By default, if the INPUT statement reads past the end of a record without finding enough data to populate the variables listed, it continues to read data from the next record. This action is called flowover. The TRUNCOVER option tells SAS to use whatever data it finds to populate as many of the variables as it can.

LRECL=/*设置读入数据的maximum record length*/

This option should be used when the length of the records in a file are greater than 256 bytes (on ASCII platforms). The input buffer is 256 bytes by default, and records that are greater than this length will be truncated when they are read. Setting the LRECL= option to a greater length assures that the input buffer is long enough to read the whole record. In SAS 9.2 you can set a system option to make the default LRECL larger.

FIRSTOBS=/*设置从第几行开始读数*/

This option indicates that you want to start reading the input file at the record number specified, rather than beginning with the first record. This option is helpful when reading files that contain a header record, because a user can specify FIRSTOBS=2 and skip the header record entirely.

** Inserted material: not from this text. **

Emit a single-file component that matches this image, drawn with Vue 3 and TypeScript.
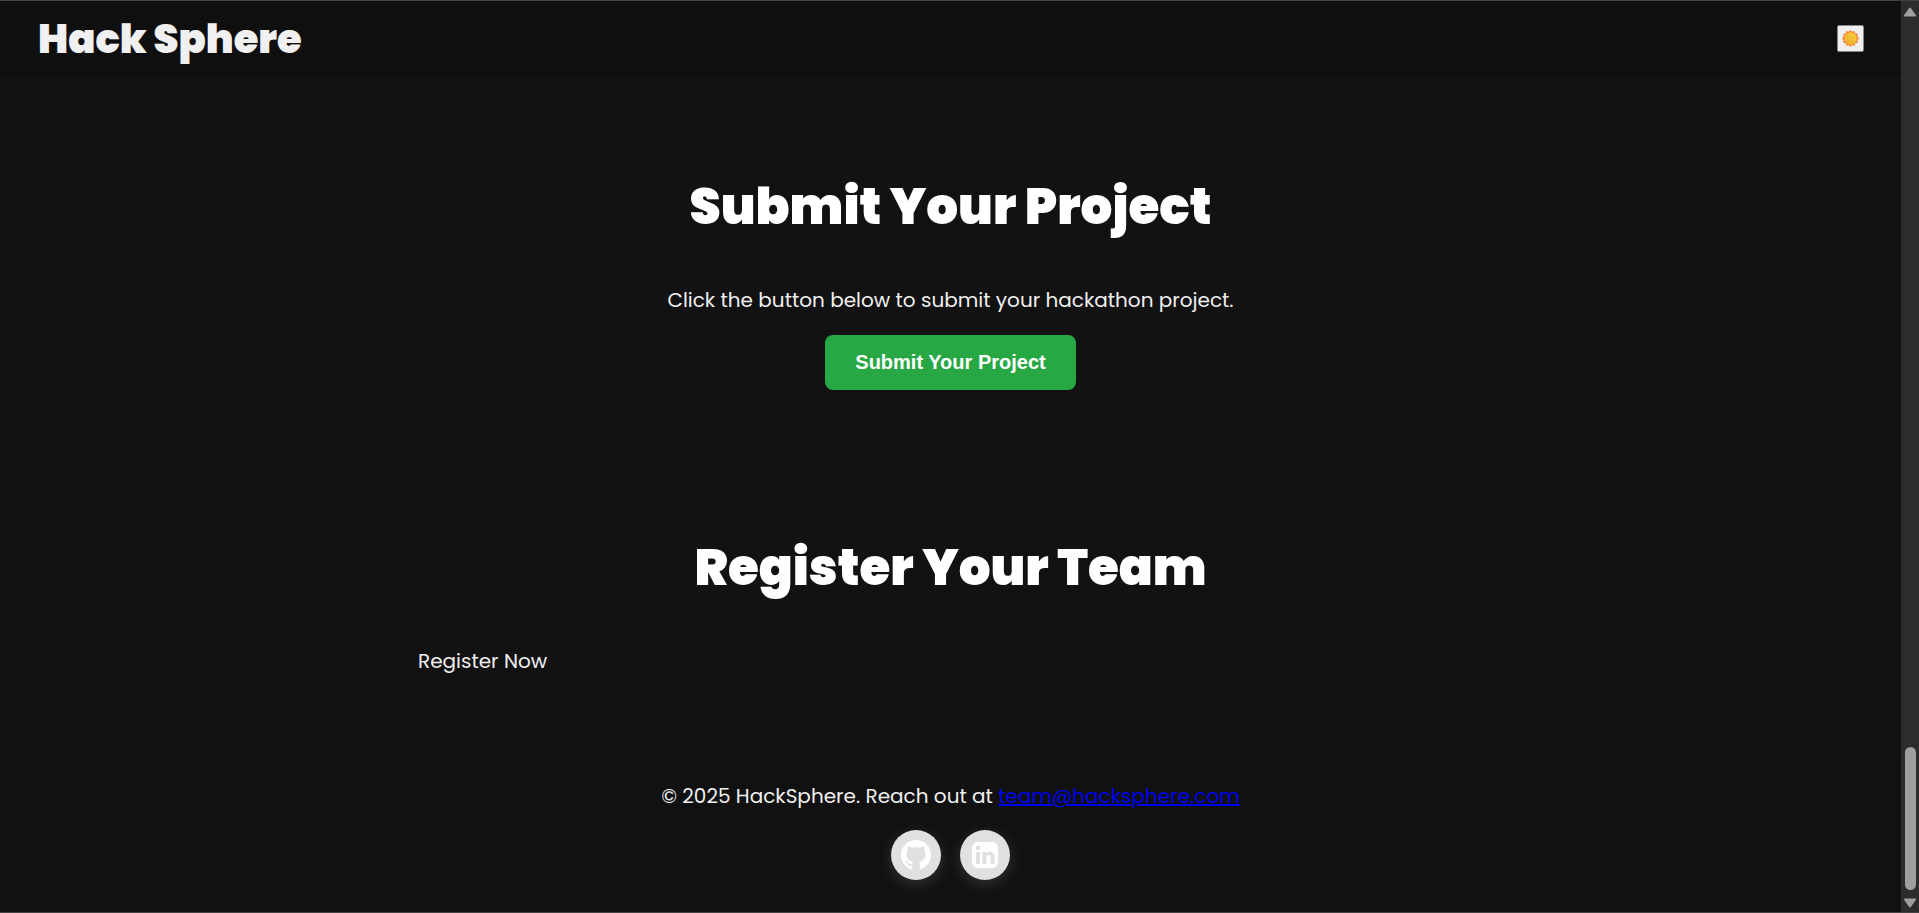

The following is a typical INFILE statement:

INFILE "C:\sasfiles\testfile.csv" DLM='09'x DSD LRECL=1024 TRUNCOVER FIRSTOBS=2;

 

The INPUT statement is used to list the variables you want to read from the file, for example:

DATA A; INFILE "C:\ sasfiles\testfile.csv"; INPUT VAR1 VAR2 VAR3; RUN;

 

Inputting Data

If your file contains numeric variables or character variables with a length of eight characters or less, then you don't have to worry about using informats to read in the data. Here's an example:

DATA A; INFILE 'C:\sas\example1.csv' DLM='|' DSD TRUNCOVER; INPUT FNAME $ LNAME $ AGE; RUN;

 

In the example above, the variables FNAME and LNAME are character, so they need a $ after each variable name. The variable AGE is numeric, so nothing else is needed. All three variables will have a length of 8 bytes, because no informats were used.

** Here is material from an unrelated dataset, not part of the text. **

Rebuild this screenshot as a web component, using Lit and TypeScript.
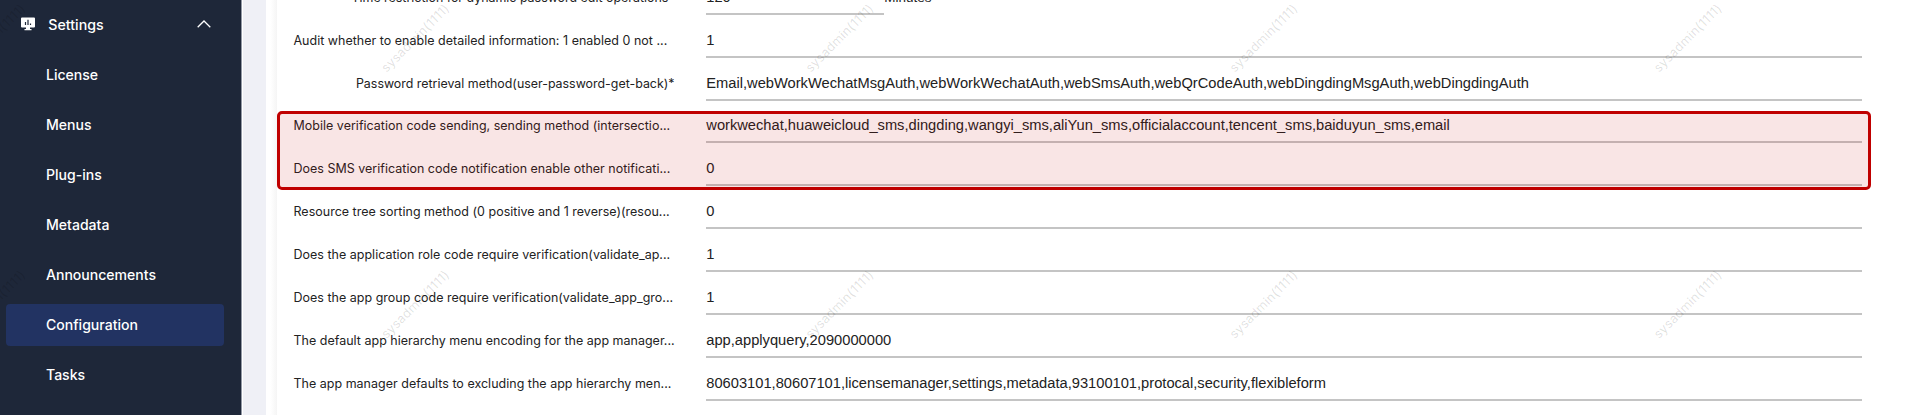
import { LitElement, html, svg, css } from "lit";
import { customElement } from "lit/decorators.js";
import { classMap } from "lit/directives/class-map.js";

interface Field { label: string; value: string; required?: boolean; unit?: string; }

const MENU = ["License", "Menus", "Plug-ins", "Metadata", "Announcements", "Configuration", "Tasks"];

const FIELDS: Field[] = [
  { label: "Time restriction for dynamic password edit operations", value: "120", unit: "Minutes", required: true },
  { label: "Audit whether to enable detailed information: 1 enabled 0 not ...", value: "1" },
  { label: "Password retrieval method(user-password-get-back)", value: "Email,webWorkWechatMsgAuth,webWorkWechatAuth,webSmsAuth,webQrCodeAuth,webDingdingMsgAuth,webDingdingAuth", required: true },
  { label: "Mobile verification code sending, sending method (intersectio...", value: "workwechat,huaweicloud_sms,dingding,wangyi_sms,aliYun_sms,officialaccount,tencent_sms,baiduyun_sms,email" },
  { label: "Does SMS verification code notification enable other notificati...", value: "0" },
  { label: "Resource tree sorting method (0 positive and 1 reverse)(resou...", value: "0" },
  { label: "Does the application role code require verification(validate_ap...", value: "1" },
  { label: "Does the app group code require verification(validate_app_gro...", value: "1" },
  { label: "The default app hierarchy menu encoding for the app manager...", value: "app,applyquery,2090000000" },
  { label: "The app manager defaults to excluding the app hierarchy men...", value: "80603101,80607101,licensemanager,settings,metadata,93100101,protocal,security,flexibleform" },
];

@customElement("app-root")
export class AppRoot extends LitElement {
  static styles = css`
    :host { display: block; position: relative; height: 416px; overflow: hidden; background: #fff; font-family: Inter, "Liberation Sans", sans-serif; }
    .layout { display: flex; height: 415px; }
    .side { width: 242px; box-sizing: border-box; background: #1e2739; padding-left: 6px; border-right: 1px solid #9298a5; flex: none; }
    .group { display: flex; align-items: center; height: 48px; padding-left: 15px; color: #fff; }
    .title { font-size: 14.2px; font-weight: 500; margin-left: 13.3px; flex: 1; }
    .arrow { margin-right: 30px; }
    .menu { padding-top: 5.6px; }
    .item { width: 218px; height: 42px; margin-bottom: 8.14px; box-sizing: border-box; padding-left: 40px; line-height: 41.5px; border-radius: 4px; color: #fff; font-size: 14.05px; font-weight: 500; }
    .item.on { background: #223362; }
    .gutter { width: 23px; background: #eff0f6; border-left: 1px solid #fff; flex: none; }
    .edge { width: 11px; background: linear-gradient(90deg, #fff 40%, #f5f5f5); flex: none; }
    .form { flex: 1; padding-left: 16.500px; margin-top: -28.2px; }
    .row { display: flex; height: 42.86px; }
    .label { width: 381px; font-size: 12.46px; letter-spacing: .03px; line-height: 52.2px; color: #222; white-space: nowrap; }
    .label.required { text-align: right; font-size: 12.42px; letter-spacing: 0; }
    .value { box-sizing: border-box; width: 1156px; height: 43px; margin-left: 31.8px; border-bottom: 2px solid #c4c4c4; font: 14.68px/51.4px "Liberation Sans", Arial, sans-serif; color: #222; white-space: nowrap; }
    .value.short { width: 178px; }
    .unit { font: 13.5px/51px "Liberation Sans", Arial, sans-serif; color: #222; }
    .mark { position: absolute; left: 277px; top: 111px; width: 1594px; height: 79px; box-sizing: border-box; border: 3px solid #c00000; border-radius: 5px; background: rgba(192, 0, 0, .1); }
    .wm { position: absolute; inset: 0; width: 1920px; height: 416px; pointer-events: none; }
    .wm text { font: 12.7px Inter, sans-serif; letter-spacing: .22px; fill: #000; fill-opacity: .13; }
  `;

  render() {
    return html`
      <div class="layout">
        <nav class="side">
          <div class="group">
            <svg width="14" height="14" viewBox="0 0 14 14"><path fill="#fff" d="M1 .5h12a1 1 0 0 1 1 1v8a1 1 0 0 1-1 1H9V12h1.500v1.200h-7V12H5v-1.500H1a1 1 0 0 1-1-1v-8a1 1 0 0 1 1-1z"/><path stroke="#1e2739" stroke-width="1.200" d="M4.500 5v3M7 2.700v5.300M9.500 6.500V8"/></svg>
            <span class="title">Settings</span>
            <svg class="arrow" width="14" height="8" viewBox="0 0 14 8"><path d="M.7 7.200 7 1l6.300 6.200" fill="none" stroke="#fff" stroke-width="1.300"/></svg>
          </div>
          <div class="menu">
            ${MENU.map((m) => html`<div class=${classMap({ item: true, on: m === "Configuration" })}>${m}</div>`)}
          </div>
        </nav>
        <div class="gutter"></div>
        <div class="edge"></div>
        <main class="form">
          ${FIELDS.map((f) => html`
            <div class="row">
              <div class=${classMap({ label: true, required: !!f.required })}>${f.label}${f.required ? "*" : ""}</div>
              <div class=${classMap({ value: true, short: !!f.unit })}>${f.value}</div>
              ${f.unit ? html`<div class="unit">${f.unit}</div>` : null}
            </div>`)}
        </main>
      </div>
      <svg class="wm">
        ${[0, 1, 2, 3, 4].map((c) => [0, 1].map((r) =>
          svg`<text transform="translate(${-37.5 + c * 424.1} ${73 + r * 266.3}) rotate(-45)">sysadmin(1111)</text>`))}
      </svg>
      <div class="mark"></div>
    `;
  }
}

If you have anything else in your data, you will almost certainly want to use informats. For instance if you have a Date or a Time value or names or addresses longer than eight characters, you can add an INFORMAT statement or you can add the informat to the INPUT statement. If you choose the latter, add a colon(:) in front of the informat like this:

DATA A; INFILE 'C:\sas\example2.csv' DLM='09'X DSD TRUNCOVER; INPUT FNAME :$20. LNAME :$30. ADDRESS1 :$50. ADDRESS2 :$50. CITY :$40. STATE :$2. ZIP PHONE :$12.; RUN;

 

Troubleshooting

If you are having trouble reading a delimited file and aren't sure which of the options above you might need, the SAS log might hold the clues to solving the problem.

Problem 1

If a record was longer than the size of the input buffer and was truncated, there are two notes in the log that tell the user that this action occurred. The first note deals with the maximum record length for the file, and the second note tells the user that one or more records were truncated as follows:

The maximum record length was 256. One or more lines were truncated.

 

By default, the size of the input buffer on UNIX and PCs is 256 bytes, and records that are greater than this length will be truncated when they are read into SAS. If you see these notes in the log, increasing the input buffer with the LRECL option will correct the problem.

Problem 2

If a record does not contain enough bytes to satisfy the INPUT statement, and SAS went to a new record, there are two notes in the log that tell a user this action occurred:

NOTE: LOST CARD. NOTE: SAS went to a new line when INPUT statement reached past the end of a line.

 

If you see either one or both of these notes in the log, adding the TRUNCOVER option to the INFILE statement will correct the problem. While the second note will always be written to the log in the above scenario, the first note will only be written to the log when SAS has read the last record in the file and tries to read another record to satisfy the INPUT statement.

Hopefully these tips will make reading delimited text files a lot clearer!